Les industriels devront toutefois prévoir un plan de substitution dès lors qu'une solution de rechange existe. A défaut, ils devront simplement présenter un plan de recherche et développement pour tenter d'en trouver une.
Le Fonds mondial de la nature (WWF), qui réclamait une substitution obligatoire, a déploré une "occasion ratée" pour l'Europe.
"MESURES SANS CONTENU"
Reach a fait l'objet d'un lobbying impressionnant, mobilisant jusqu'aux gouvernements américain et sud-africain. Face à la puissance de l'industrie chimique européenne, qui pèse 440 milliards d'euros de chiffre d'affaires et abrite le numéro un mondial, l'allemand BASF, les ONG ont répliqué par des campagnes spectaculaires. WWF avait ainsi organisé des prises de sang sur des députés européens, prouvant ainsi la persistance de substances toxiques dans leur organisme des années après leur interdiction.

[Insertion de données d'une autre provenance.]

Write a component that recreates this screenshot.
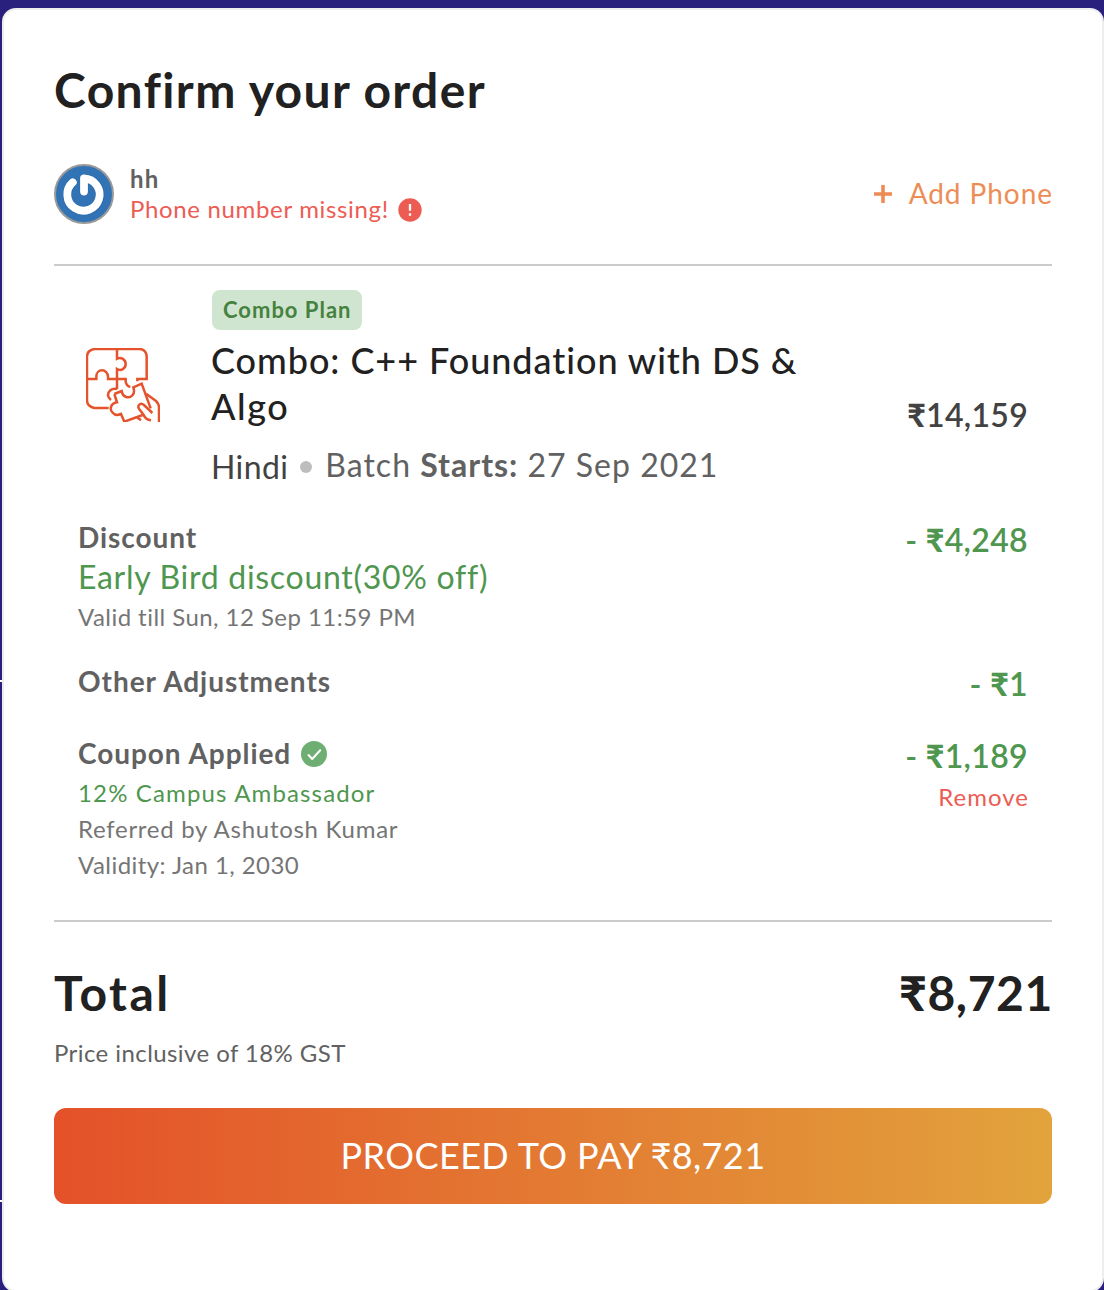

Mardi, l'association écologiste Greenpeace a admis que Reach constituait "un premier pas capital", tout en déplorant que ce texte "risque de n'avoir qu'une portée limitée". C'est un "essai à transformer", a ajouté Greenpeace.
De son côté, la candidate des Verts à l'élection présidentielle, Dominique Voynet, a condamné des "ajustements sans douleur" et des "mesures sans contenu", jugeant que "les pressions de l'industrie chimique et le laisser-faire des gouvernements nationaux ont eu raison des impératifs de protection de la santé publique".